34 Un tel contrôle serait injustifié et même superflu dans le cas de mesures conservatoires prises en vertu de l'article 39. En effet, ces mesures sont accordées, non pas sur la base d'une procédure d'autorisation sommaire, mais sur la base de l'effet juridique que la convention confère à une décision intervenue dans un autre état contractant.

35 Il est à rappeler, à cet égard, que le seul moyen prévu par la convention pour contester la décision qui autorise l'exécution est le recours visé à l'article 36. Par conséquent, tout autre moyen prévu par le droit national du juge saisi, fut-il limité à la seule partie de la décision qui autorise implicitement les mesures conservatoires, reste exclu.

36 Quant à l'argument exposé par la Commission, selon lequel la procédure de contrôle a posteriori permettrait d'éliminer les éventuels irrégularités ou abus commis lors de la mise à exécution des mesures conservatoires en question, il convient d'observer que l'article 39 ne s'oppose pas à ce que la partie ayant subi l'exécution de ces mesures puisse agir en justice pour obtenir, à travers les procédures appropriées prévues par le droit national du juge saisi, une protection adéquate de ses droits qu'elle prétend avoir été lésés par les mesures en question.

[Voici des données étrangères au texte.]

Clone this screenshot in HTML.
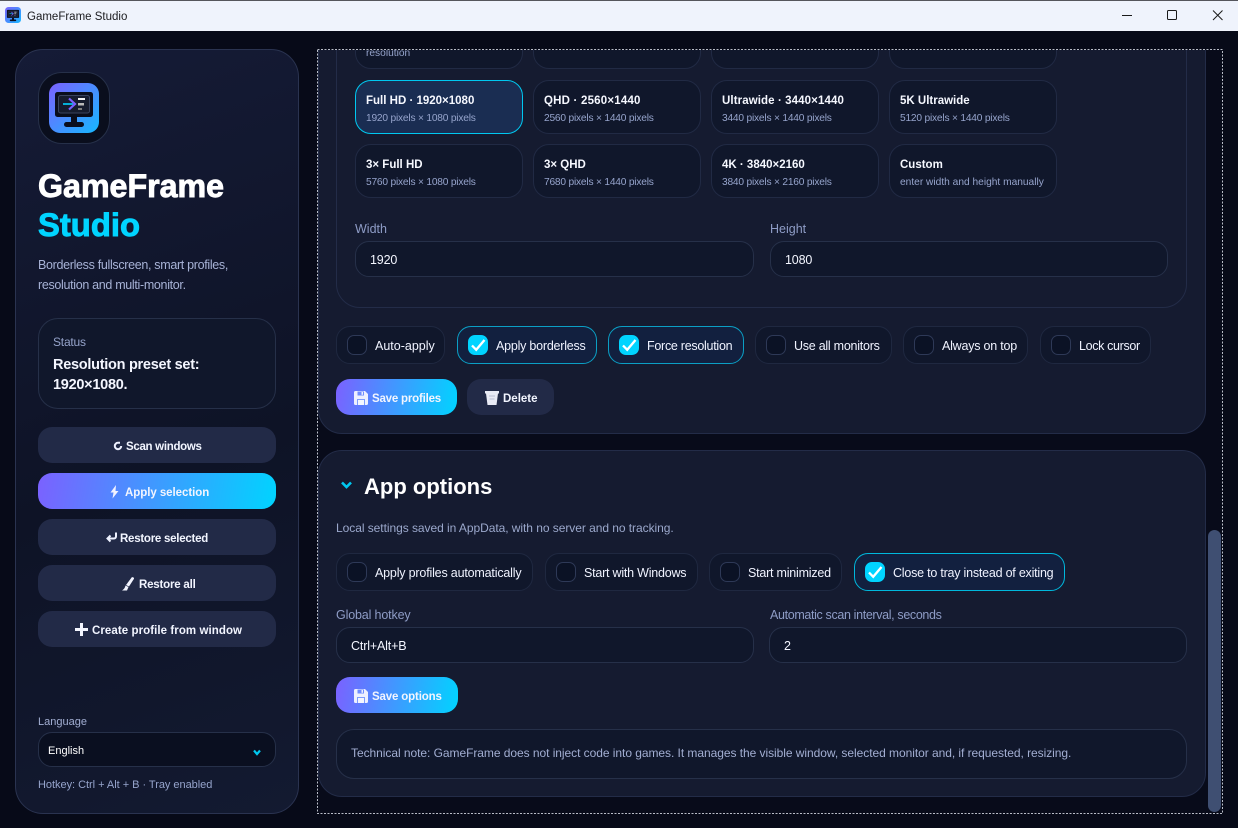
<!DOCTYPE html>
<html><head><meta charset="utf-8"><title>GameFrame Studio</title>
<style>
*{box-sizing:border-box}
html,body{margin:0;padding:0;width:1238px;height:828px;overflow:hidden;background:#070a18}
body{font-family:"Liberation Sans",sans-serif;color:#fff;position:relative}
.a{position:absolute}
.t{position:absolute;white-space:nowrap;line-height:20px;height:20px}
.w{font-size:11.5px;font-weight:700;color:#f2f5ff}
.btn{position:absolute;border-radius:14px;background:#222a47}
.grad{background:linear-gradient(100deg,#7b61ff,#00d4ff)}
.card{position:absolute;width:168px;height:54px;border-radius:16px;background:#10172b;border:1px solid #212a44}
.card b{position:absolute;left:10px;top:10px;font-size:11.5px;line-height:20px;color:#f6f8ff;white-space:nowrap}
.card i{position:absolute;left:10px;top:29px;font-style:normal;font-size:10.2px;line-height:18px;color:#96a4cc;white-space:nowrap;letter-spacing:-.2px}
.chip{position:absolute;height:38px;border-radius:14px;background:#10172b;border:1px solid #1f2840}
.chip.on{background:#12203f;border-color:#0b9fc4}
.chip u{position:absolute;left:10px;top:8px;width:20px;height:20px;border-radius:7px;background:#0b1225;border:1px solid #2e3957;text-decoration:none}
.chip.on u{background:#00d4ff;border-color:#00d4ff}
.chip span{position:absolute;left:38px;top:9px;line-height:20px;font-size:12.5px;color:#f0f3ff;white-space:nowrap;letter-spacing:-.22px}
.chip svg{position:absolute;left:0;top:0}
.input{position:absolute;height:36px;border-radius:14px;background:#10172b;border:1px solid #263049}
.input span{position:absolute;left:14px;top:8px;line-height:20px;font-size:12.5px;color:#f4f6ff;letter-spacing:-.15px}
.lab{color:#8e9cc6;font-size:12.5px}
</style></head><body>
<svg width="0" height="0" style="position:absolute"><defs>
<linearGradient id="lg" x1="0" y1="0" x2="1" y2="1"><stop offset="0" stop-color="#7b61ff"/><stop offset="1" stop-color="#16b8ff"/></linearGradient>
<symbol id="logo" viewBox="0 0 50 50">
<rect width="50" height="50" rx="11" fill="url(#lg)"/>
<rect x="6" y="9" width="38" height="25" rx="2.500" fill="#0a0e1d"/>
<rect x="9.500" y="12.500" width="31" height="17.500" rx="2" fill="#161c2e" stroke="#39445f"/>
<rect x="22" y="34" width="6" height="5" fill="#0a0e1d"/>
<rect x="15" y="39" width="20" height="5" rx="2.500" fill="#0a0e1d"/>
<path d="M14 21h10" stroke="#00d4ff" stroke-width="1.600"/>
<path d="M20 15.500l6 5.500-6 5.500" stroke="#7b61ff" stroke-width="2.200" fill="none"/>
<rect x="29" y="15" width="7" height="2" fill="#f2f2f2"/>
<rect x="29" y="20" width="6" height="2.500" fill="#b9b9b9"/>
<rect x="29" y="25" width="4" height="2" fill="#7d7d7d"/>
</symbol>
<symbol id="save" viewBox="0 0 14 14">
<path d="M1.500 0H11l3 3v9.500A1.500 1.500 0 0 1 12.500 14h-11A1.500 1.500 0 0 1 0 12.500v-11A1.500 1.500 0 0 1 1.500 0z" fill="#eef0ff"/>
<rect x="3.500" y="0.500" width="6.500" height="4" fill="#6f8cff"/><rect x="7.500" y="1" width="1.500" height="2.800" fill="#eef0ff"/>
<rect x="3" y="8" width="8" height="6" fill="#7d9cff"/><rect x="4" y="9" width="6" height="5" fill="#f4f6ff"/>
</symbol>
<symbol id="chk" viewBox="0 0 20 20"><path d="M4 10.500l4.200 4.300L16.500 5" fill="none" stroke="#fff" stroke-width="2.300"/></symbol>
</defs></svg>

<!-- title bar -->
<div class="a" style="left:0;top:0;width:1238px;height:31px;background:#eff3fc"></div>
<div class="a" style="left:0;top:0;width:1238px;height:1px;background:#55565c"></div>
<svg class="a" style="left:5px;top:7px" width="16" height="16"><use href="#logo" width="16" height="16"/></svg>
<div class="t" style="left:27px;top:7px;font-size:11.5px;color:#1b1b1f">GameFrame Studio</div>
<svg class="a" style="left:1115px;top:5px" width="120" height="20" fill="none" stroke="#1a1a1a" stroke-width="1">
<path d="M7 10.500h10"/><rect x="52.500" y="5.500" width="9" height="9" rx="1"/><path d="M98 5.500l9.500 9.500M107.500 5.500L98 15"/></svg>

<!-- sidebar -->
<div class="a" style="left:15px;top:49px;width:284px;height:765px;border-radius:28px;border:1px solid #2a3350;background:linear-gradient(160deg,#151b36 0%,#0e1326 55%,#131a31 100%)"></div>
<div class="a" style="left:38px;top:72px;width:72px;height:72px;border-radius:24px;background:#0a0e1d;border:1px solid #263049"></div>
<svg class="a" style="left:49px;top:83px" width="50" height="50"><use href="#logo" width="50" height="50"/></svg>
<div class="t" style="left:38px;top:170px;font-size:32.2px;font-weight:700;line-height:32px;height:32px;color:#fff;-webkit-text-stroke:.9px #fff">GameFrame</div>
<div class="t" style="left:38px;top:209px;font-size:32.8px;font-weight:700;line-height:32px;height:32px;color:#00d4ff;-webkit-text-stroke:.9px #00d4ff">Studio</div>
<div class="t" style="left:38px;top:255px;font-size:12.5px;color:#a7b2d6;letter-spacing:-.32px">Borderless fullscreen, smart profiles,</div>
<div class="t" style="left:38px;top:275px;font-size:12.5px;color:#a7b2d6;letter-spacing:-.32px">resolution and multi-monitor.</div>

<div class="a" style="left:38px;top:318px;width:238px;height:91px;border-radius:20px;background:#10172b;border:1px solid #263049"></div>
<div class="t" style="left:53px;top:332px;font-size:12px;color:#95a3ca;letter-spacing:-.2px">Status</div>
<div class="t" style="left:53px;top:355px;font-size:14.5px;font-weight:700;color:#f4f6ff;letter-spacing:-.27px">Resolution preset set:</div>
<div class="t" style="left:53px;top:375px;font-size:14.5px;font-weight:700;color:#f4f6ff;letter-spacing:-.27px">1920×1080.</div>

<div class="btn" style="left:38px;top:427px;width:238px;height:36px"></div>
<svg class="a" style="left:113px;top:441px" width="10" height="10" fill="none" stroke="#eef1ff" stroke-width="2"><path d="M8.200 5A3.200 3.200 0 1 1 5 1.800h2"/></svg>
<div class="t w" style="left:126px;top:437px;letter-spacing:-.3px">Scan windows</div>

<div class="btn grad" style="left:38px;top:473px;width:238px;height:36px"></div>
<svg class="a" style="left:110px;top:485px" width="9" height="14"><path d="M6 0L.5 7.500h3L2.500 13.500l6-7.500H5.500z" fill="#f2f2ff"/></svg>
<div class="t w" style="left:125px;top:483px;letter-spacing:-.05px">Apply selection</div>

<div class="btn" style="left:38px;top:519px;width:238px;height:36px"></div>
<svg class="a" style="left:106px;top:532px" width="12" height="11" fill="none" stroke="#eef1ff" stroke-width="2"><path d="M11 1.500h-1v3a2 2 0 0 1-2 2H1.500"/><path d="M4.500 3.500L1.500 6.500l3 3"/></svg>
<div class="t w" style="left:120px;top:529px;letter-spacing:-.25px">Restore selected</div>

<div class="btn" style="left:38px;top:565px;width:238px;height:36px"></div>
<svg class="a" style="left:122px;top:577px" width="12" height="14"><path d="M10 0l2.500 1L7 9.500l-3-1.500zM3.500 8.500l3 1.500L5 13.500H0c1.500-1 3-2.500 3.500-5z" fill="#f2f4ff"/></svg>
<div class="t w" style="left:139px;top:575px;letter-spacing:-.2px">Restore all</div>

<div class="btn" style="left:38px;top:611px;width:238px;height:36px"></div>
<svg class="a" style="left:75px;top:623px" width="13" height="13"><path d="M5 0h3v5h5v3H8v5H5V8H0V5h5z" fill="#f4f6ff"/></svg>
<div class="t w" style="left:92px;top:621px;letter-spacing:.07px">Create profile from window</div>

<div class="t" style="left:38px;top:712px;font-size:11px;color:#a2aed2">Language</div>
<div class="a" style="left:38px;top:732px;width:238px;height:35px;border-radius:14px;background:#0a0f20;border:1px solid #263049"></div>
<div class="t" style="left:48px;top:741px;font-size:11px;color:#fff">English</div>
<svg class="a" style="left:253px;top:749px" width="8" height="7" fill="none" stroke="#00c8f0" stroke-width="2.200"><path d="M1 1.500l3 3.500 3-3.500"/></svg>
<div class="t" style="left:38px;top:775px;font-size:11px;color:#96a4cc;letter-spacing:-.03px">Hotkey: Ctrl + Alt + B · Tray enabled</div>

<!-- main scroll -->
<div class="a" style="left:318px;top:50px;width:904px;height:763px;overflow:hidden;background:#080b1a">
 <div class="a" style="left:0;top:-40px;width:888px;height:424px;border-radius:24px;background:#151b30;border:1px solid #232c48"></div>
 <div class="a" style="left:18px;top:-40px;width:851px;height:298px;border-radius:24px;background:#151b30;border:1px solid #232c48"></div>
 <div class="a" style="left:0;top:400px;width:888px;height:347px;border-radius:24px;background:#151b30;border:1px solid #232c48"></div>
 <div class="a" style="left:890px;top:480px;width:13px;height:282px;border-radius:7px;background:#3f4f72"></div>
</div>

<div class="a" style="left:318px;top:50px;width:888px;height:380px;overflow:hidden">
 <div class="card" style="left:37px;top:-30px;height:49px"><i style="top:24px;left:10px;letter-spacing:0">resolution</i></div>
 <div class="card" style="left:215px;top:-30px;height:49px"></div>
 <div class="card" style="left:393px;top:-30px;height:49px"></div>
 <div class="card" style="left:571px;top:-30px;height:49px"></div>
</div>

<div class="card" style="left:355px;top:80px;background:#1a2d52;border-color:#00c8f0"><b>Full HD · 1920×1080</b><i>1920 pixels × 1080 pixels</i></div>
<div class="card" style="left:533px;top:80px"><b style="letter-spacing:.2px">QHD · 2560×1440</b><i>2560 pixels × 1440 pixels</i></div>
<div class="card" style="left:711px;top:80px"><b style="letter-spacing:.1px">Ultrawide · 3440×1440</b><i>3440 pixels × 1440 pixels</i></div>
<div class="card" style="left:889px;top:80px"><b>5K Ultrawide</b><i>5120 pixels × 1440 pixels</i></div>
<div class="card" style="left:355px;top:144px"><b>3× Full HD</b><i>5760 pixels × 1080 pixels</i></div>
<div class="card" style="left:533px;top:144px"><b>3× QHD</b><i>7680 pixels × 1440 pixels</i></div>
<div class="card" style="left:711px;top:144px"><b>4K · 3840×2160</b><i>3840 pixels × 2160 pixels</i></div>
<div class="card" style="left:889px;top:144px"><b>Custom</b><i style="letter-spacing:0">enter width and height manually</i></div>

<div class="t lab" style="left:355px;top:219px">Width</div>
<div class="t lab" style="left:770px;top:219px">Height</div>
<div class="input" style="left:355px;top:241px;width:399px"><span>1920</span></div>
<div class="input" style="left:770px;top:241px;width:398px"><span>1080</span></div>

<div class="chip" style="left:336px;top:326px;width:109px"><u></u><span style="letter-spacing:0">Auto-apply</span></div>
<div class="chip on" style="left:457px;top:326px;width:140px"><u></u><svg style="left:10px;top:8px" width="20" height="20"><use href="#chk"/></svg><span>Apply borderless</span></div>
<div class="chip on" style="left:608px;top:326px;width:136px"><u></u><svg style="left:10px;top:8px" width="20" height="20"><use href="#chk"/></svg><span style="letter-spacing:-.27px">Force resolution</span></div>
<div class="chip" style="left:755px;top:326px;width:137px"><u></u><span style="letter-spacing:-.25px">Use all monitors</span></div>
<div class="chip" style="left:903px;top:326px;width:125px"><u></u><span>Always on top</span></div>
<div class="chip" style="left:1040px;top:326px;width:111px"><u></u><span style="letter-spacing:-.35px">Lock cursor</span></div>

<div class="btn grad" style="left:336px;top:379px;width:121px;height:36px"></div>
<svg class="a" style="left:354px;top:391px" width="14" height="14"><use href="#save"/></svg>
<div class="t w" style="left:372px;top:389px;letter-spacing:-.2px">Save profiles</div>
<div class="btn" style="left:467px;top:379px;width:87px;height:36px"></div>
<svg class="a" style="left:485px;top:391px" width="14" height="14"><path d="M0 0h14v2.500h-1L11.500 14h-9L1 2.500H0z" fill="#e9ebf5"/><path d="M4 5h6M4.500 8h5" stroke="#b9bfd2"/></svg>
<div class="t w" style="left:503px;top:389px">Delete</div>

<svg class="a" style="left:341px;top:481px" width="11" height="9" fill="none" stroke="#00c8f0" stroke-width="2.600"><path d="M1 1.500l4.500 4.500L10 1.500"/></svg>
<div class="t" style="left:364px;top:475px;font-size:22px;font-weight:700;line-height:24px;height:24px;color:#fff">App options</div>
<div class="t" style="left:336px;top:518px;font-size:12px;color:#9ba8cc;letter-spacing:-.05px">Local settings saved in AppData, with no server and no tracking.</div>

<div class="chip" style="left:336px;top:553px;width:197px"><u></u><span style="letter-spacing:-.18px">Apply profiles automatically</span></div>
<div class="chip" style="left:545px;top:553px;width:153px"><u></u><span>Start with Windows</span></div>
<div class="chip" style="left:709px;top:553px;width:133px"><u></u><span>Start minimized</span></div>
<div class="chip on" style="left:854px;top:553px;width:211px;border-color:#00b8dc"><u></u><svg style="left:10px;top:8px" width="20" height="20"><use href="#chk"/></svg><span>Close to tray instead of exiting</span></div>

<div class="t lab" style="left:336px;top:605px;letter-spacing:-.15px">Global hotkey</div>
<div class="t lab" style="left:770px;top:605px;letter-spacing:-.35px">Automatic scan interval, seconds</div>
<div class="input" style="left:336px;top:627px;width:418px"><span>Ctrl+Alt+B</span></div>
<div class="input" style="left:769px;top:627px;width:418px"><span>2</span></div>

<div class="btn grad" style="left:336px;top:677px;width:122px;height:36px"></div>
<svg class="a" style="left:354px;top:689px" width="14" height="14"><use href="#save"/></svg>
<div class="t w" style="left:372px;top:687px;letter-spacing:-.15px">Save options</div>

<div class="a" style="left:336px;top:729px;width:851px;height:50px;border-radius:18px;background:#10172b;border:1px solid #263049"></div>
<div class="t" style="left:351px;top:743px;font-size:12px;color:#a2aed2;letter-spacing:-.05px">Technical note: GameFrame does not inject code into games. It manages the visible window, selected monitor and, if requested, resizing.</div>

<svg class="a" style="left:317px;top:49px" width="906" height="765" fill="none"><rect x=".5" y=".5" width="905" height="764" stroke="#b9bdc8" stroke-dasharray="2 1.500"/></svg>
</body></html>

37 Il y a, dès lors, lieu de répondre à la deuxième partie de la première question de la juridiction nationale en ce sens que la partie ayant procédé aux mesures conservatoires visées par l'article 39 de la convention ne doit pas obtenir, pour les mesures en question, un jugement de validation, tel que prévu par le droit national du juge saisi.

Sur les dépens

38 Les frais exposés par le Gouvernement du Royaume-Uni et par la Commission, qui ont soumis des observations à la Cour, ne peuvent faire l'objet d'un remboursement. La procédure revêtant, à l'égard des parties au principal, le caractère d'un incident soulevé devant la juridiction nationale, il appartient à celle-ci de statuer sur les dépens.

Par ces motifs,

LA COUR (quatrième chambre),

Statuant sur les questions à elle soumises par la Corte suprema di Cassazione, par ordonnance du 9 novembre 1983, dit pour droit :

1) Aux termes de l'article 39 de la convention, la partie qui a demandé et obtenu l'autorisation d'exécution peut, pendant le délai indiqué dans cet article, faire procéder directement à des mesures conservatoires sur les biens de la partie contre laquelle l'exécution est demandée, sans être tenue d'obtenir une autorisation spécifique.

2) La partie ayant obtenu l'exécution peut procéder aux mesures conservatoires visées par l'article 39 jusqu'à l'échéance du délai de recours prévu à l'article 36 et, si un tel recours est formé, jusqu'à ce qu'il ait été statué sur celui-ci.

3) La partie ayant procédé aux mesures conservatoires visées par l'article 39 de la convention ne doit pas obtenir, pour les mesures en question, un jugement de validation, tel que prévu par le droit national du juge saisi.